As the procession rounds Calton Hill, the White Women line up to ward off the Red Men. As the White Women are order, discipline, strength and beauty so the Red Men are chaos, mischief and wantonness. Their skin is painted a fiery red. They dance and provoke and play and try to lead the White Women astray. They climb over and through the crowds. They are the Lords of Misrule.
‘The month of May was come, when every lusty heart beginneth to blossom, and to bring forth fruit; for like as herbs and trees bring forth fruit and flourish in May, in likewise every lusty heart that is in any manner a lover, springeth and flourisheth in lusty deeds. For it giveth unto all lovers courage, that lusty month of May.’

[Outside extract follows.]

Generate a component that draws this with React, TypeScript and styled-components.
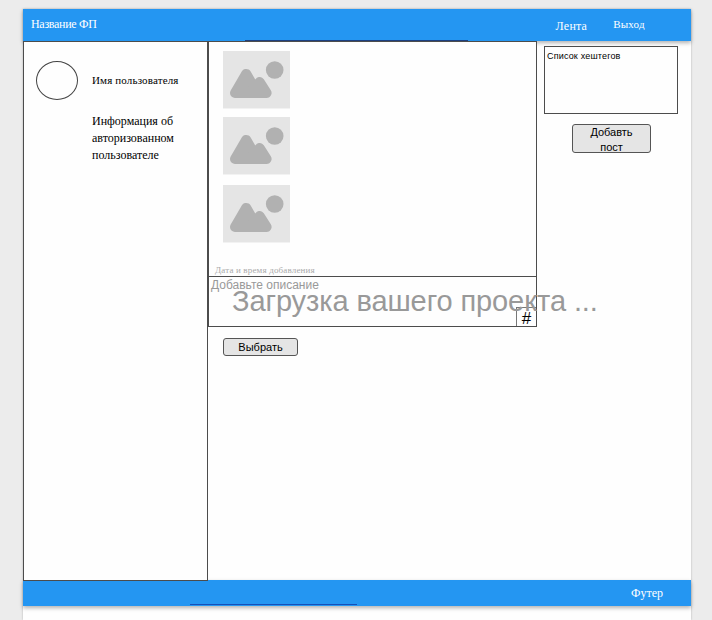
import React from 'react';
import styled, { createGlobalStyle } from 'styled-components';

const serif = '"Liberation Serif", "Times New Roman", serif';
const sans = '"Liberation Sans", Arial, sans-serif';
const line = '#4c4c4c';

const GlobalStyle = createGlobalStyle`
  * { box-sizing: border-box; }
  body { margin: 0; background: #ececec; overflow: hidden; }
`;

const Sheet = styled.div`
  position: relative;
  width: 668px;
  height: 611px;
  margin: 9px 0 0 23px;
  background: #fefefe;
  box-shadow: 0 0 2px rgba(0, 0, 0, 0.25);
  font-family: ${serif};
  color: #000;
`;

const Bar = styled.div<{ $height: number }>`
  position: relative;
  display: flex;
  align-items: flex-start;
  height: ${(p) => p.$height}px;
  background: #2496f2;
  box-shadow: 0 2px 4px rgba(0, 0, 0, 0.3);
`;

const Indicator = styled.span<{ $left: number; $width: number; $bottom: number; $color: string }>`
  position: absolute;
  bottom: ${(p) => p.$bottom}px;
  left: ${(p) => p.$left}px;
  width: ${(p) => p.$width}px;
  height: 1px;
  background: ${(p) => p.$color};
`;

const Label = styled.span<{
  $size: number;
  $top?: number;
  $left?: number;
  $spacing?: number;
  $lead?: number;
  $color?: string;
  $sans?: boolean;
}>`
  display: block;
  white-space: pre;
  font-family: ${(p) => (p.$sans ? sans : serif)};
  font-size: ${(p) => p.$size}px;
  line-height: ${(p) => p.$lead ?? 16}px;
  letter-spacing: ${(p) => p.$spacing ?? 0}px;
  margin: ${(p) => p.$top ?? 0}px 0 0 ${(p) => p.$left ?? 0}px;
  color: ${(p) => p.$color ?? '#000'};
`;

const Columns = styled.div`
  position: relative;
  z-index: 1;
  display: grid;
  grid-template-columns: 185px 329px 154px;
  height: 539px;
`;

const Sidebar = styled.aside`
  display: grid;
  grid-template-columns: 68px 1fr;
  align-content: start;
  height: 540px;
  border: 1px solid ${line};
  background: #fefefe;
`;

const Avatar = styled.div`
  width: 42px;
  height: 39px;
  margin: 19px 0 0 12px;
  border: 1px solid #444;
  border-radius: 50%;
`;

const Feed = styled.main`
  display: flex;
  flex-direction: column;
  align-items: flex-start;
`;

const Post = styled.section`
  display: flex;
  flex-direction: column;
  width: 329px;
  height: 236px;
  padding: 9px 0 0 15px;
  border: 1px solid ${line};
  background: #fefefe;
`;

const Photos = styled.div`
  display: grid;
  grid-template-rows: 66px 68px 58px;
  height: 192px;
  margin-left: -1px;
`;

const Description = styled.section`
  display: flex;
  justify-content: space-between;
  width: 329px;
  height: 50px;
  border: 1px solid ${line};
  border-top: 0;
`;

const HashButton = styled.div`
  align-self: flex-end;
  display: flex;
  justify-content: center;
  width: 20px;
  height: 19px;
  border: solid #777;
  border-width: 1px 0 0 1px;
`;

const Button = styled.button<{ $width: number; $height: number; $top: number; $left: number; $lead: number }>`
  display: flex;
  justify-content: center;
  align-items: flex-start;
  width: ${(p) => p.$width}px;
  height: ${(p) => p.$height}px;
  margin: ${(p) => p.$top}px 0 0 ${(p) => p.$left}px;
  padding: 0;
  border: 1px solid #555;
  border-radius: 3px;
  background: #e5e5e5;
  color: #000;
  font: 11px/${(p) => p.$lead}px ${sans};
  text-align: center;
  white-space: pre-line;
`;

const RightColumn = styled.aside`
  display: flex;
  flex-direction: column;
  align-items: flex-start;
`;

const TagList = styled.div`
  width: 134px;
  height: 68px;
  margin: 5px 0 0 7px;
  border: 1px solid ${line};
`;

const LoadingText = styled.div`
  position: absolute;
  z-index: 2;
  top: 275px;
  left: 209px;
  font: 29px/34px ${sans};
  color: #999;
  white-space: pre;
  letter-spacing: -0.1px;
`;

const Placeholder = () => (
  <svg width="67" height="58" viewBox="0 0 67 58">
    <rect width="67" height="57.5" fill="#e5e5e5" />
    <circle cx="51.7" cy="19" r="8.8" fill="#b1b1b1" />
    <path
      d="M12 42L23.2 22.9L34.5 42ZM29 42L36.6 31L43.6 42Z"
      fill="#b1b1b1"
      stroke="#b1b1b1"
      strokeWidth="10"
      strokeLinejoin="round"
    />
  </svg>
);

export default function App() {
  return (
    <>
      <GlobalStyle />
      <Sheet>
        <Bar $height={32}>
          <Label $size={12} $top={7} $left={8} $spacing={-0.3} $color="#fff">Название ФП</Label>
          <Indicator $left={222} $width={223} $bottom={0} $color="#1b3f80" />
          <Label $size={12} $top={9} $left={459} $spacing={0.2} $color="#fff">Лента</Label>
          <Label $size={11} $top={7} $left={26} $spacing={0.2} $color="#fff">Выход</Label>
        </Bar>
        <Columns>
          <Sidebar>
            <Avatar />
            <Label $size={11} $top={30} $spacing={0.15}>Имя пользователя</Label>
            <span />
            <Label $size={12} $lead={17} $top={13}>
              {'Информация об\nавторизованном\nпользователе'}
            </Label>
          </Sidebar>
          <Feed>
            <Post>
              <Photos>
                <Placeholder />
                <Placeholder />
                <Placeholder />
              </Photos>
              <Label $size={9} $lead={12} $top={21} $left={-9} $spacing={0.16} $color="#aaa">Дата и время добавления</Label>
            </Post>
            <Description>
              <Label $sans $size={12} $lead={14} $top={1} $left={2} $color="#999">Добавьте описание</Label>
              <HashButton>
                <Label $sans $size={17} $lead={22}>#</Label>
              </HashButton>
            </Description>
            <Button $width={75} $height={18} $top={11} $left={15} $lead={17}>Выбрать</Button>
          </Feed>
          <RightColumn>
            <TagList>
              <Label $sans $size={9} $lead={12} $top={3} $left={2} $spacing={0.17}>Список хештегов</Label>
            </TagList>
            <Button $width={79} $height={29} $top={10} $left={35} $lead={14.5}>{'Добавть\nпост'}</Button>
          </RightColumn>
        </Columns>
        <Bar $height={26}>
          <Indicator $left={167} $width={167} $bottom={1} $color="#154fb8" />
          <Label $size={12} $top={5} $left={608} $color="#fff">Футер</Label>
        </Bar>
        <LoadingText>Загрузка вашего проекта ...</LoadingText>
      </Sheet>
    </>
  );
}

- Sir Thomas Malory, Le Morte d'Arthur
Edinburgh’s Beltane Fire Festival is a weird and magical event. It is one night when thousands of people gather to make merry on a cold and windswept hill in Scotland. They drag their friends along and wonder what’s actually going on as hundreds of strangely costumed and painted characters run amok and frolic past them. They warm themselves by the Beltane bonfire and a few make it back up the hill to watch the sun rise on May morning or to wash their faces in the dew.